Dia sudah menduga bahwa salah satu dari mereka pasti akan datang. Tirtadev tidak menduga bahwa anggota Empat Lubuk Sumatera mampu dikalahkannya. Tirtadev Kandis berdiri dan melihat orang yang berhasil sejauh ini sampai ruangannya.
Wanita cantik berkulit putih dan rambut hitamnya tergerai panjang dengan keriting gantung. Dia memakai mahkota elemen air sebelum berdiri memperlihatkan keanggunannya dengan gaun berlengan panjang yang berenda bunga-bunga dengan bawahan mengembang hingga menutupi kakinya.
Matanya yang sendu menatap lawannya. “Apa tujuanmu dengan mengacaukan istanaku seperti ini?”
“Mahkota, aku akan merebut mahkotamu Tirtadev,” kata Aquarius. “Dengan mahkota itu, kami akan mengumpulkan kekuatan untuk mengubah masa depan dunia dalam satu tatanan hidup yang baru.”

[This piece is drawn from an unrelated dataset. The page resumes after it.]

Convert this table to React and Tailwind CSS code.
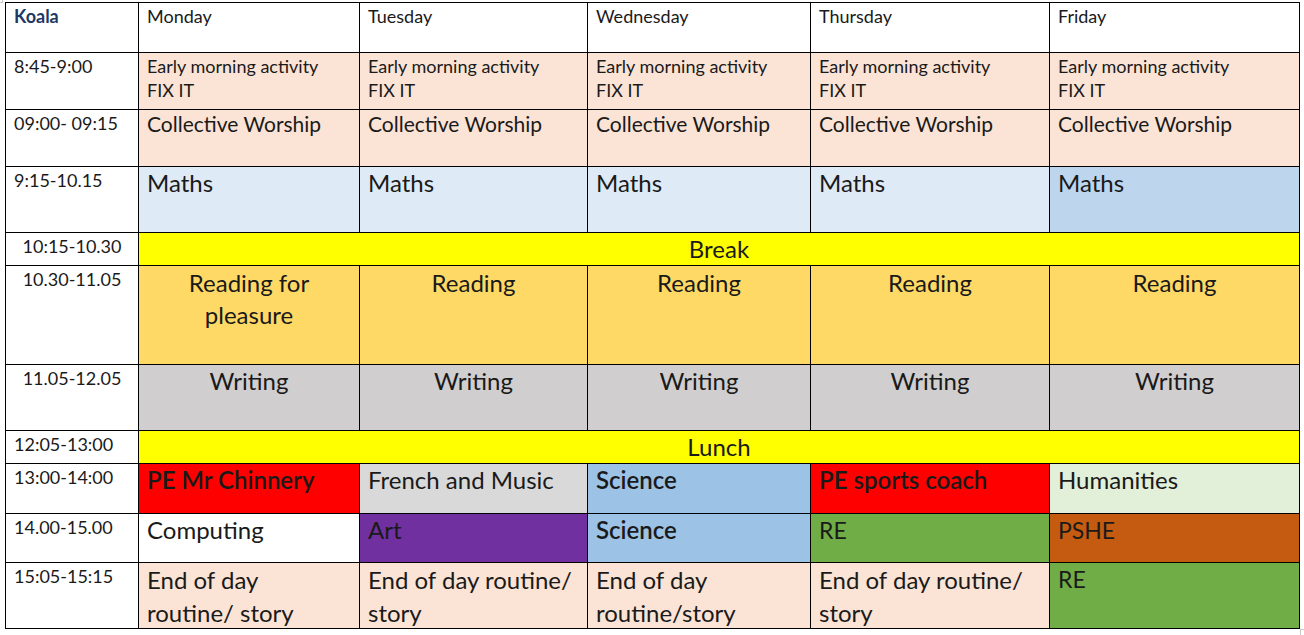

“Kau hanya akan mengacaukan kehidupan jika melakukan hal itu.”
“Memang benar, tapi itulah pengorbanan bagi masa depan yang lebih baik lagi.”
“Kau salah, bukan seperti itu melakukannya dengan melukai banyak orang dan menyebarkan penderitaan pada mereka yang tidak bersalah.”
“Sudahlah, tidak ada orang tanpa bersalah hidup di dunia ini.” Aquarius mengucapkan mantra. “Membeku…” Dia sudah tidak memiliki banyak waktu karena matahari akan segera terbit.
Tirtadev Kandis langsung menangkisnya, “batu laksanaman Indragiri bersinar… uap air panas.” Dengan uap air panas, serangannya itu mampu mencairkan serangan Aquarius.
Tapi Aquarius tidak menyerah begitu saja. Uap air panas membuatnya sulit menyerang sang ratu, Aquarius menyerangnya dengan syair sendawa laut yang membuat goncangan di istana dari dasar laut.